Testemunha ocular da história, Porfírio Carvalho aponta as incoerências do Ministro Eliseu Padilha na questão do impacto socioambiental causado pela abertura de rodovias em terras indígenas.

Leia a carta enviada, em 31 de março de 2000, ao Painel do Leitor do jornal Folha de S. Paulo.

Acabo de ler um artigo assinado pelo Sr. Ministro dos Transportes Eliseu Padilha, publicado por esse jornal na seção Tendências/Debates em 26 de março de 2000. O artigo me causou extrema indignação, ao se referir aos resultados de ações patrocinadas pelo Ministério dos Transportes como medidas compensatórias por "cortar 120km da reserva dos waimiri-atroari" para abertura da BR-174. O ministro se apropriou de ações e resultados patrocinados por terceiros para propagar a preocupação do Ministério dos Transportes no trato das questões ambientais de seus empreendimentos.

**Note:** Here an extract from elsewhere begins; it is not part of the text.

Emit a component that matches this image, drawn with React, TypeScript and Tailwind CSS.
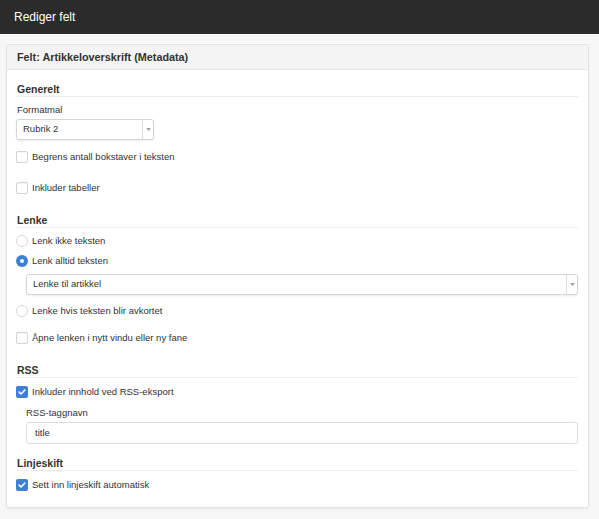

Parodiando o ministro, a fonte agora sou eu!

Trabalho junto aos Waimiri Atroari desde o início da década de 70, e assisti, protestando, o avanço das frentes pioneiras rumo a seu território. Assisti, e repito, protestando, enquanto funcionário da FUNAI, a abertura da BR-174, que seccionou o território tradicional dos Waimiri Atroari.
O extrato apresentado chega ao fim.